Raad landbouw: veel onthoudingen betreffende "health check" (en)
EUOBSERVER / BRUSSELS - EU agriculture ministers have listed a series of reservations regarding the "health check" of the EU's common agriculture policy, tabled by the European Commission last November.
"Despite divergent views, we managed to come up with uniform platform," Slovenian agriculture minister Iztok Jarc, speaking on behalf of the rotating EU presidency, currently held by his country, said on Monday (17 March) after the ministerial meeting.
Two delegations - the Czech Republic and the Latvian - stopped short of supporting the final outcome and instead abstained from the vote.
EU agriculture commissioner Mariann Fischer Boel, for her part, said: "It was clear that all member states had their own shopping lists ... but we are still in the same shop, that is of crucial importance."

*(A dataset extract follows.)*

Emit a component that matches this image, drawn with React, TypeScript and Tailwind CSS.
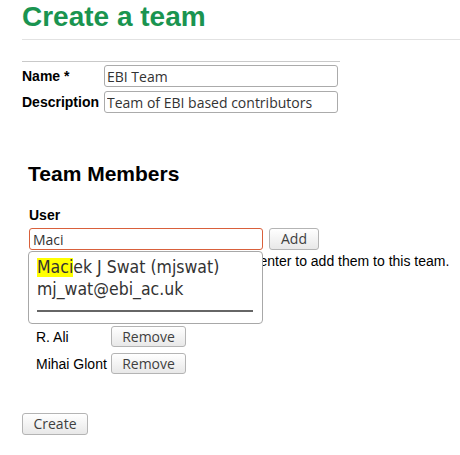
const ctl = "font-['Open_Sans',sans-serif]";

function Btn({ label, w, h }: { label: string; w: string; h: string }) {
    return (
        <button
            className={`${ctl} ${w} ${h} flex items-center justify-center rounded-[3px] border border-[#b4b4b4] bg-gradient-to-b from-white to-[#e8e8e8] text-[14px] leading-none text-[#3f3f3f]`}
        >
            {label}
        </button>
    );
}

function Field({ value, focus }: { value: string; focus?: boolean }) {
    return (
        <input
            readOnly
            value={value}
            className={`${ctl} h-[22px] w-[234px] rounded-[3px] border bg-white px-[2px] text-[14px] text-[#333] outline-none ${
                focus ? "border-[#d9603b] pl-[3px]" : "border-[#ababab]"
            }`}
        />
    );
}

const members = ["R. Ali", "Mihai Glont"];

export default function App() {
    return (
        <div className="min-h-screen bg-white pl-[22px] font-['Liberation_Sans',Arial,sans-serif] text-black">
            <h1 className="text-[28px] font-bold leading-[34px] text-[#1a9450]">
                Create a team
            </h1>
            <div className="mt-[5px] border-t border-[#e2e2e2]" />

            <div className="mt-[21px] w-[318px] border-t border-[#c9c9c9]" />
            <div className="mt-[3px] grid grid-cols-[82px_234px] items-center gap-y-[4px]">
                <label className="text-[14px] font-bold leading-4">Name *</label>
                <Field value="EBI Team" />
                <label className="text-[14px] font-bold leading-4">Description</label>
                <Field value="Team of EBI based contributors" />
            </div>

            <div className="mt-[48px] pl-[6px]">
                <h2 className="text-[21px] font-bold leading-[26px]">Team Members</h2>
                <p className="mt-[20px] pl-px text-[14px] font-bold leading-4">User</p>

                <div className="relative mt-[5px]">
                    <div className="flex gap-[6px] pl-px">
                        <Field value="Maci" focus />
                        <Btn label="Add" w="w-[50px]" h="h-[22px]" />
                    </div>
                    <p className="mt-[3px] text-[14px] leading-4">
                        Start typing a user's name and press enter to add them to this team.
                    </p>

                    <div className="mt-[57px] flex flex-col gap-[6px] pl-[8px]">
                        {members.map((m) => (
                            <div key={m} className="grid grid-cols-[75px_auto] items-center">
                                <span className="text-[14px] leading-4">{m}</span>
                                <Btn label="Remove" w="w-[75px]" h="h-[21px]" />
                            </div>
                        ))}
                    </div>

                    <div className="absolute left-0 top-[23px] w-[235px] rounded-[4px] border border-[#a8a8a8] bg-white px-[8px] pb-[11px] pt-[6px] font-['DejaVu_Sans_Condensed','DejaVu_Sans',sans-serif] text-[17.5px] text-[#333]">
                        <div className="leading-[19px]">
                            <span className="inline-block bg-[#ffff00]">Maci</span>ek J Swat (mjswat)
                        </div>
                        <div className="mt-[3px] leading-[19px]">mj_wat@ebi_ac.uk</div>
                        <div className="mt-[11px] mr-px h-[2px] bg-[#666]" />
                    </div>
                </div>
            </div>

            <div className="mt-[39px]">
                <Btn label="Create" w="w-[66px]" h="h-[22px]" />
            </div>
        </div>
    );
}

According to the commissioner, all governments will be "surprised" when she presents the commission's new proposal - based on the outcome of the ministerial meeting - on 20 May.
The main sticking point centres around the idea of capping and cutting payments for farmers, as the commission envisages gradually reducing the support level as overall payments to big farmers increase.
The commission proposals "may harm the competitveness of the agricultural sector in several member states," Czech agriculture minister Petr Gandalovic said on Monday (17 March), adding that over 50 percent of the country's businesses - farming 98 percent of overall farm land - would be effected.
Germany, Hungary, Latvia, Romania and Slovakia also expressed the same objections in a common declaration as a political message to the EU's executive body.
According to Slovak agriculture minister Zdenka Kramplova, capping and cutting payments for the biggest farms could lead to artificial splits into smaller farms so that they can qualify for more subsidies.
In addition, some of the new member states, led by Latvia, questioned a mechanism under which farmers receive their payments fixed on a historical basis, taking account of the amount of EU money farmers have received over 1996-2000.
They argue that such a mechanism offers a disadvantage because their agriculture was "in a period of transformation" back then. "Principles applied to old and new EU states should be the same," as all companies function in the common market," Ms Kramplova, from Slovakia, told journalists.
But the commission indicated that this particular demand is unlikely to fly. "If we re-open the distribution of direct payment, then it is a new reform and there is no support for a new reform at this stage," Ms Fischer Boel said.
"We have to go on and I am sure that in the end we will have a solution satisfactory for large majority," she concluded.
Milk quotas increased
EU ministers have also approved a two percent increase in national milk quotas as of April, although the move did not enjoy the full support. Germany and Austria voted against, while France abstained.
"Prices have been falling for several weeks already and a quota rise would put prices under further pressure and put the future numerous producers in jeopardy," German agriculture minister Horst Seehofer was cited as saying by Reuters. His country is the leading milk producer in Europe.
French minister Michel Barnier, for his part, said: "I can understand that we could increase the quotas very moderately this year because the demand is there, but I would warn against any decision that could have significant consequences in the future."
But the EU commissioner underlined that an increase of quotas meant only a possibility to produce more, not the obligation to do so.
"The market can absorb it. That is the most important thing," Ms Fischer Boel said, adding: "We should give our producers an opportunity of increasing world market [shares] and we have a good reputation" in the area.
In addition, the move is expected to help smooth the transition towards a full abolition of milk quotas in 2015.